Sketch: Kisses and umbrellas at Miliband's Labour love-in

Ed Miliband is soaking up every moment of his newfound adultation
Ed Miliband is soaking up every moment of his newfound adultation
Alex Stevenson By

It was as if a loveless couple had finally discovered their passion. Ed Miliband and the Labour party were making up for lost time.

"Here we are again, 24 hours later," Miliband said, breathing in deeply. This time yesterday the Labour party leader was delivering the speech which conference delegates in Manchester believe has transformed the country's attitude to Ed. Critics have acknowledged, some more grudgingly than others, that his 'one nation' address was the most significant Labour party leader's speech in many years. Receiving this kind of praise is a novel experience for Miliband. He was determined to make the most of it.

This afternoon's session was exactly the same set-up as yesterday's. The same two transparent tables creating an obstacle course for Ed to avoid, the same perhaps excessive number of glasses of water. The only difference was that Ed wasn't wearing a jacket. And there was no pressure.

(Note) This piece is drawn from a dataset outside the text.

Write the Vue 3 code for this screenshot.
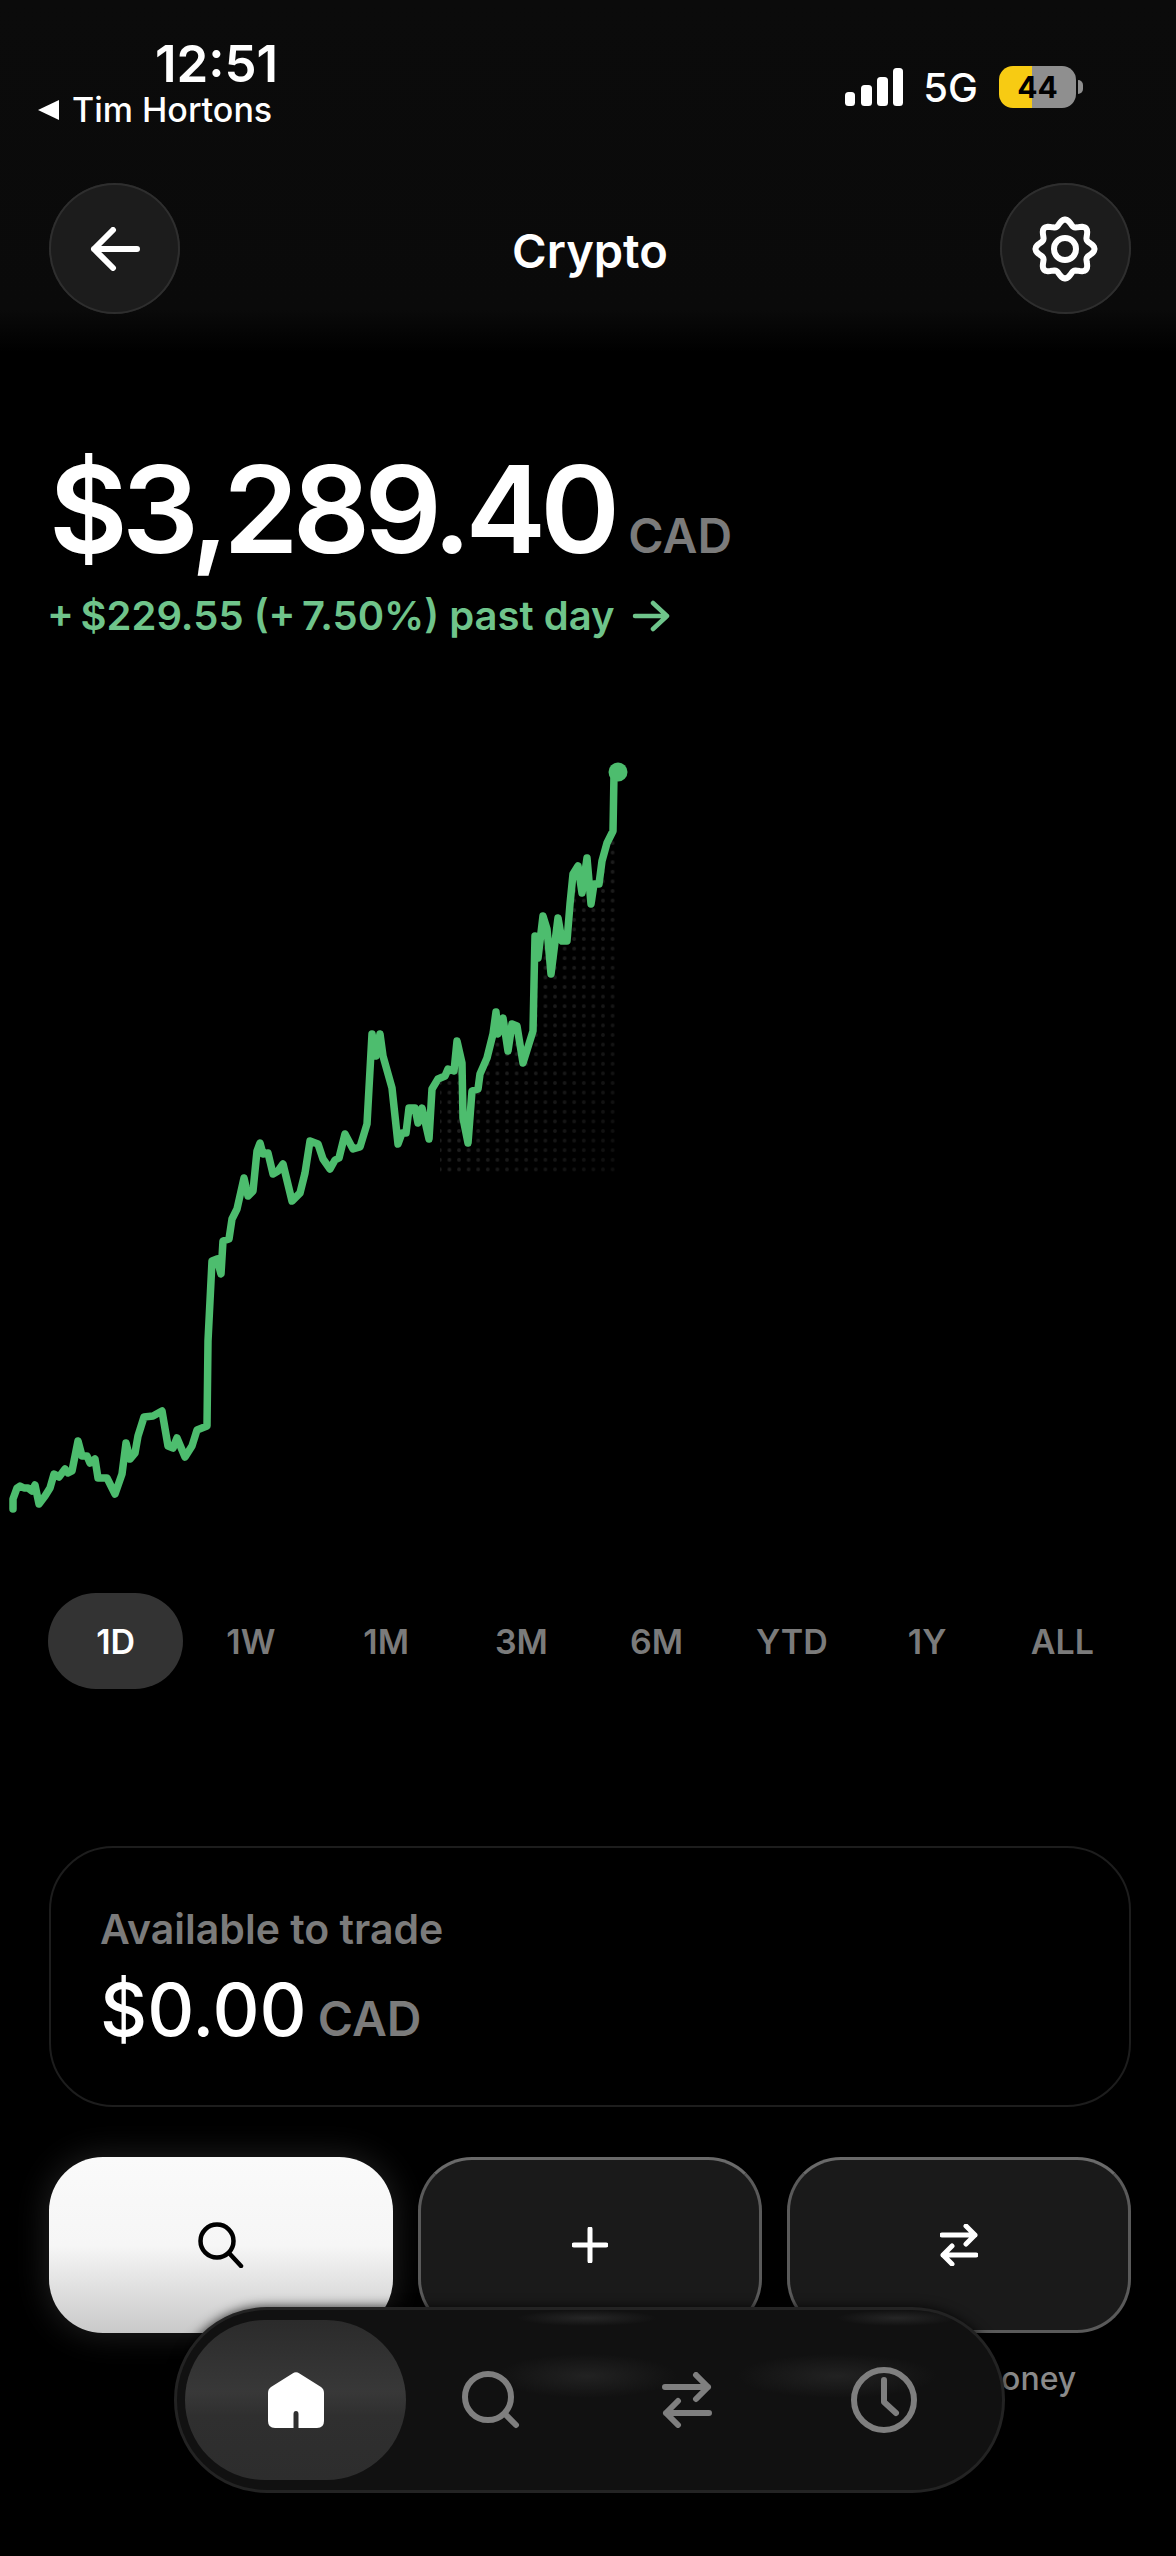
<template>
  <div class="screen">
    <header class="top">
      <div class="status">
        <div class="status-left">
          <div class="time">12:51</div>
          <div class="carrier"><span class="tri"></span>Tim Hortons</div>
        </div>
        <div class="status-right">
          <svg class="signal" width="58" height="38" viewBox="0 0 58 38">
            <rect x="0" y="24" width="10" height="14" rx="3.5" fill="#fff" />
            <rect x="16" y="17" width="11" height="21" rx="3.5" fill="#fff" />
            <rect x="32" y="9" width="11" height="29" rx="3.5" fill="#fff" />
            <rect x="48" y="0" width="10" height="38" rx="3.5" fill="#fff" />
          </svg>
          <span class="net">5G</span>
          <div class="battery">44</div>
        </div>
      </div>
      <div class="navbar">
        <button class="round">
          <svg width="50" height="44" viewBox="0 0 50 44" fill="none" stroke="#fff" stroke-width="6" stroke-linecap="round" stroke-linejoin="round">
            <path d="M4 22H47M23 3L4 22L23 41" />
          </svg>
        </button>
        <div class="title">Crypto</div>
        <button class="round">
          <svg width="70" height="70" viewBox="0 0 70 70" fill="none" stroke="#fff" stroke-width="6" stroke-linejoin="round">
            <path :d="gearPath" />
            <circle cx="35" cy="35" r="11" />
          </svg>
        </button>
      </div>
    </header>

    <section class="hero">
      <div class="balance"><span class="amount">$3,289.40</span><span class="cad">CAD</span></div>
      <div class="change">
        <span>+&#8201;$229.55 (+&#8201;7.50%) past day</span>
        <svg width="38" height="32" viewBox="0 0 38 32" fill="none" stroke="#6fc48b" stroke-width="4.5" stroke-linecap="round" stroke-linejoin="round">
          <path d="M3 16H35M21 3L35 16L21 29" />
        </svg>
      </div>
    </section>

    <svg class="chart" width="1176" height="800" viewBox="0 740 1176 800">
      <defs>
        <pattern id="dots" x="3" y="2" width="9.6" height="9.6" patternUnits="userSpaceOnUse">
          <circle cx="4.8" cy="4.8" r="1.9" fill="#262626" />
        </pattern>
        <clipPath id="under"><path :d="areaPath" /></clipPath>
        <linearGradient id="fade" x1="0" y1="0" x2="1" y2="1">
          <stop offset="0" stop-color="#000" />
          <stop offset="0.45" stop-color="#fff" stop-opacity="0.8" />
          <stop offset="1" stop-color="#555" />
        </linearGradient>
        <mask id="dotMask"><rect x="440" y="800" width="180" height="375" fill="url(#fade)" /></mask>
      </defs>
      <rect x="440" y="800" width="180" height="375" fill="url(#dots)" clip-path="url(#under)" mask="url(#dotMask)" />
      <path :d="linePath" fill="none" stroke="#4dbd6e" stroke-width="7.5" stroke-linejoin="round" stroke-linecap="round" />
      <circle cx="618" cy="771" r="9.5" fill="#4dbd6e" />
    </svg>

    <div class="ranges">
      <div v-for="r in ranges" :key="r" class="range" :class="{ on: r === '1D' }">{{ r }}</div>
    </div>

    <section class="card">
      <div class="card-label">Available to trade</div>
      <div class="card-value"><span class="card-amount">$0.00</span><span class="cad card-cad">CAD</span></div>
    </section>

    <div class="actions">
      <div class="action">
        <button class="tile light">
          <svg width="46" height="46" viewBox="0 0 46 46" fill="none" stroke="#000" stroke-width="4.5" stroke-linecap="round">
            <circle cx="19" cy="19" r="16.5" />
            <path d="M31 31L43 44" />
          </svg>
        </button>
      </div>
      <div class="action">
        <button class="tile">
          <svg width="36" height="36" viewBox="0 0 36 36" fill="none" stroke="#fff" stroke-width="5" stroke-linecap="round">
            <path d="M18 2V34M2 18H34" />
          </svg>
        </button>
      </div>
      <div class="action">
        <button class="tile">
          <svg width="38" height="42" viewBox="0 0 38 42" fill="none" stroke="#fff" stroke-width="5" stroke-linecap="round" stroke-linejoin="round">
            <path d="M2 11H35M26 2L35 11L26 20M36 31H3M12 22L3 31L12 40" />
          </svg>
        </button>
        <div class="action-label">Transfer money</div>
      </div>
    </div>

    <nav class="tabbar">
      <div class="tab home">
        <svg width="56" height="56" viewBox="0 0 56 56">
          <path fill="#fff" fill-rule="evenodd" d="M24.5 1.5Q28 -1 31.5 1.5L53 15Q56 17 56 21V49Q56 56 49 56H7Q0 56 0 49V21Q0 17 3 15ZM25.5 56H30.5V42Q30.5 39 28 39Q25.5 39 25.5 42Z" />
        </svg>
      </div>
      <div class="tab">
        <svg width="58" height="58" viewBox="0 0 58 58" fill="none" stroke="#7f7f7f" stroke-width="6" stroke-linecap="round">
          <circle cx="26" cy="26" r="23" />
          <path d="M43 43L54 54" />
        </svg>
      </div>
      <div class="tab">
        <svg width="50" height="56" viewBox="0 0 50 56" fill="none" stroke="#7f7f7f" stroke-width="6" stroke-linecap="round" stroke-linejoin="round">
          <path d="M3 15H46M34 3L46 15L34 27M47 41H4M16 29L4 41L16 53" />
        </svg>
      </div>
      <div class="tab">
        <svg width="68" height="68" viewBox="0 0 68 68" fill="none" stroke="#7f7f7f" stroke-width="6" stroke-linecap="round" stroke-linejoin="round">
          <circle cx="34" cy="34" r="30" />
          <path d="M34 14V36L46 47" />
        </svg>
      </div>
    </nav>
  </div>
</template>

<script setup>
const ranges = ['1D', '1W', '1M', '3M', '6M', 'YTD', '1Y', 'ALL']

// traced from the price line, in page pixels
const points = [
  [13, 1508], [13, 1498], [17, 1487], [20, 1485], [24, 1487], [28, 1487], [32, 1490], [35, 1484], [39, 1503],
  [45, 1495], [50, 1487], [54, 1473], [59, 1476], [65, 1468], [68, 1472], [72, 1470], [78, 1440], [82, 1455],
  [87, 1455], [90, 1462], [95, 1458], [98, 1477], [107, 1477], [115, 1493], [122, 1473], [126, 1442], [130, 1458],
  [135, 1452], [138, 1435], [144, 1416], [153, 1415], [162, 1410], [168, 1445], [173, 1447], [177, 1437], [185, 1456],
  [192, 1445], [197, 1429], [207, 1425], [208, 1340], [212, 1260], [217, 1258], [221, 1273], [223, 1240], [229, 1238],
  [232, 1218], [237, 1208], [244, 1177], [248, 1195], [253, 1190], [257, 1150], [260, 1142], [263, 1153], [268, 1152],
  [273, 1173], [278, 1170], [283, 1163], [292, 1200], [300, 1192], [305, 1172], [310, 1140], [318, 1143], [323, 1158],
  [330, 1168], [335, 1159], [339, 1157], [345, 1133], [353, 1148], [360, 1146], [367, 1123], [372, 1033], [376, 1055],
  [380, 1033], [383, 1055], [392, 1087], [398, 1143], [402, 1132], [406, 1132], [409, 1107], [415, 1107], [418, 1122],
  [422, 1107], [429, 1138], [432, 1088], [438, 1078], [445, 1075], [448, 1068], [454, 1070], [457, 1040], [462, 1062],
  [463, 1117], [468, 1142], [472, 1090], [478, 1088], [480, 1073], [487, 1057], [493, 1033], [496, 1011], [498, 1033],
  [503, 1017], [508, 1050], [512, 1023], [517, 1025], [523, 1062], [533, 1030], [535, 935], [538, 957], [543, 915],
  [547, 928], [551, 973], [558, 917], [562, 940], [567, 940], [570, 903], [573, 873], [578, 865], [582, 892],
  [587, 857], [591, 903], [594, 883], [599, 883], [602, 860], [607, 842], [613, 830], [614, 773], [618, 771]
]

const linePath = 'M' + points.map((p) => p.join(' ')).join('L')
const areaPath = linePath + 'L618 1180L13 1180Z'

// wavy eight lobed outline of the settings icon
const gearPath = (() => {
  let d = ''
  for (let i = 0; i < 96; i++) {
    const a = (i / 96) * Math.PI * 2 - Math.PI / 2
    const r = 26.5 + 3 * Math.cos(8 * (a + Math.PI / 2))
    d += (i ? 'L' : 'M') + (35 + r * Math.cos(a)).toFixed(2) + ' ' + (35 + r * Math.sin(a)).toFixed(2)
  }
  return d + 'Z'
})()
</script>

<style>
html,
body {
  background: #000;
}
</style>

<style scoped>
.screen {
  position: relative;
  width: 1176px;
  height: 2556px;
  overflow: hidden;
  background: #000;
  color: #fff;
  font-family: Inter, "Liberation Sans", sans-serif;
  display: flex;
  flex-direction: column;
}

button {
  border: 0;
  padding: 0;
  display: flex;
  align-items: center;
  justify-content: center;
}

.top {
  height: 352px;
  background: linear-gradient(#0b0b0b 0, #0a0a0a 88%, #000 100%);
  padding: 0 45px 0 38px;
  box-sizing: border-box;
}

.status {
  height: 183px;
  display: flex;
  justify-content: space-between;
  align-items: flex-start;
}

.status-left {
  padding-top: 35px;
  display: flex;
  flex-direction: column;
  align-items: flex-end;
}

.time {
  font-size: 51px;
  font-weight: 600;
  line-height: 58px;
  margin-right: -4px;
}

.carrier {
  display: flex;
  align-items: center;
  font-size: 34px;
  font-weight: 500;
  line-height: 40px;
  margin: -3px 2px 0 0;
}

.tri {
  width: 0;
  height: 0;
  border-style: solid;
  border-width: 10px 21px 10px 0;
  border-color: transparent #fff transparent transparent;
  margin-right: 13px;
}

.status-right {
  margin: 66px 55px 0 0;
  display: flex;
  align-items: center;
  height: 42px;
}

.net {
  font-size: 40px;
  font-weight: 500;
  margin-left: 20px;
}

.battery {
  position: relative;
  width: 77px;
  height: 42px;
  margin-left: 21px;
  border-radius: 14px;
  background: linear-gradient(90deg, #f7cb13 0, #f7cb13 43%, #8f8f8f 43%, #8f8f8f 100%);
  color: #000;
  font-size: 30px;
  font-weight: 700;
  line-height: 42px;
  text-align: center;
}

.battery::after {
  content: "";
  position: absolute;
  right: -7px;
  top: 14px;
  width: 5px;
  height: 14px;
  border-radius: 0 5px 5px 0;
  background: #8f8f8f;
}

.navbar {
  display: flex;
  align-items: center;
  justify-content: space-between;
  margin: 0 0 0 11px;
}

.round {
  width: 131px;
  height: 131px;
  border-radius: 50%;
  background: #1c1c1c;
  box-shadow: inset 0 0 0 2px #2e2e2e;
}

.title {
  font-size: 47px;
  font-weight: 600;
  padding-top: 3px;
}

.hero {
  padding: 92px 49px 0;
}

.balance {
  display: flex;
  align-items: baseline;
}

.amount {
  font-size: 121px;
  font-weight: 600;
  line-height: 130px;
  letter-spacing: -5.8px;
}

.cad {
  color: #7b7b7b;
  font-size: 48px;
  font-weight: 600;
  margin-left: 14px;
}

.change {
  display: flex;
  align-items: center;
  gap: 17px;
  color: #6fc48b;
  font-size: 40px;
  font-weight: 600;
  line-height: 50px;
  margin: 17px 0 0 -2px;
}

.chart {
  display: block;
  margin-top: 100px;
}

.ranges {
  display: grid;
  grid-template-columns: repeat(8, 1fr);
  margin: 52px 46px 0 48px;
}

.range {
  height: 96px;
  border-radius: 48px;
  display: flex;
  align-items: center;
  justify-content: center;
  color: #7b7b7b;
  font-size: 34px;
  font-weight: 600;
}

.range.on {
  background: #333;
  color: #fff;
}

.card {
  margin: 157px 45px 0 49px;
  height: 261px;
  box-sizing: border-box;
  padding: 57px 49px 0;
  border: 2px solid #1d1d1d;
  border-radius: 64px;
}

.card-label {
  color: #7b7b7b;
  font-size: 41px;
  font-weight: 600;
  line-height: 48px;
}

.card-value {
  display: flex;
  align-items: baseline;
  margin-top: 13px;
}

.card-amount {
  font-size: 73px;
  font-weight: 500;
  line-height: 88px;
}

.card-cad {
  font-size: 48px;
  margin-left: 11px;
}

.actions {
  display: grid;
  grid-template-columns: repeat(3, 344px);
  justify-content: space-between;
  margin: 50px 45px 0 49px;
}

.tile {
  width: 344px;
  height: 176px;
  box-sizing: border-box;
  border-radius: 54px;
  background: #1a1a1a;
  border: 3px solid #5a5a5a;
  border-top-color: #6a6a6a;
}

.tile.light {
  border: 0;
  background: linear-gradient(#fafafa 0, #f6f6f6 50%, #c9c9c9 100%);
  box-shadow: 0 0 34px rgba(255, 255, 255, 0.14);
}

.action-label {
  color: #8a8a8a;
  font-size: 32px;
  font-weight: 500;
  line-height: 40px;
  margin: 26px 6px 0 0;
  text-align: center;
}

.tabbar {
  position: absolute;
  left: 174px;
  top: 2307px;
  width: 831px;
  height: 186px;
  box-sizing: border-box;
  padding: 10px 8px;
  border: 3px solid #232323;
  border-radius: 93px;
  background:
    radial-gradient(ellipse 90px 22px at 410px 66px, #222, transparent),
    radial-gradient(ellipse 100px 22px at 660px 66px, #222, transparent),
    radial-gradient(ellipse 70px 8px at 410px 8px, #262626, transparent),
    radial-gradient(ellipse 60px 8px at 720px 8px, #262626, transparent),
    #111;
  display: grid;
  grid-template-columns: 221px 170px 222px 172px;
  align-items: center;
  justify-items: center;
  box-shadow: 0 0 12px rgba(0, 0, 0, 0.8);
}

.tab {
  display: flex;
  align-items: center;
  justify-content: center;
}

.tab.home {
  width: 221px;
  height: 160px;
  border-radius: 80px;
  background: linear-gradient(#2b2b2b, #383838 45%, #2f2f2f 60%, #2d2d2d);
}
</style>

He was completely comfortable - and is now getting used to putting in charming, smiling, polished, impressive performances.

It started with a kiss. Near the beginning of his question-and-answer session with Labour party members in Manchester, Ed came across a great-grandmother. There was romance in the air. "There's so many tempting offers here," Ed said, wondering who to pick as the throng tried to catch his attention. "The lady in red." Ed refused to believe she was a great-grandmother. "Flattery will get you everywhere", he joked. She responded by informing him that, at a recent event, "I gave you a kiss... you've obviously forgotten". Miliband, who is obviously kissed so much he is excused from forgetting these things, was able to laugh it off. This was a thoroughly relaxed, informal event. All of which was to Ed's advantage.

Having been a budding promise for two years, his leadership has blossomed into flower this week. It is a red, red rose which has unveiled itself to Labour party members, who are delighted to have discovered after yesterday's leader's speech that their 'next prime minister', as they like to call him, can actually deliver a solid speech while appearing human and approachable. Yesterday Ed won over his party, and today he was here to soak up the plaudits.

More and more women seemed keen to get physical contact with Ed's lips. "You haven't kissed me yet," one complained. "Good to know," Miliband said. She didn't seem to take offense. Another exulted: "I'm the lucky one, I got the kiss yesterday!" And then, even better: "I've had so many texts!"

Ed took every opportunity to direct attention towards his speech. It was over 7,000 words long, he pointed out, and took 64 minutes to deliver. This was the lead-up to a joke about him threatening to deliver another lecture just as long on foreign policy, but it also served to underline the impressiveness of his achievement in memorising it all. He told a story about a baby's first words, after watching the speech, being 'one nation'. It was self-aggrandisement disguised as humour. Labour delegates didn't mind in the slightest.

They gave him an easy ride, on the whole. Yes, there were a handful of challenging questions, but these were not aggressive. Miliband dealt with them by hushing and soothing, like a political cough mixture. "I totally get the frustration," he said, nodding his head sympathetically to a public sector worker. "I'm just levelling with you." Others were dealt with more firmly: "Shouting does not make you more likely to be called," he told some especially desperate would-be questioners. "That's what I learned at school."

The enthusiasm with which delegates tried to catch their leader's eye was, at times, utterly bizarre. Veterans of this sort of thing know the trick is to wear or hold something distinctive. This proved effective: "the gentleman waving a crutch" was one of the first to get picked. Later on, questions were asked by individuals sporting a Union Jack, a hard hat and a "lady with the spangly bag". "Don't take it too far, this waving of garments," Miliband warned. The adulation had clearly gone to his head. Now he knows what Tony must have felt like. His success is proof that being a geeky politician really does work as a way to get the girls.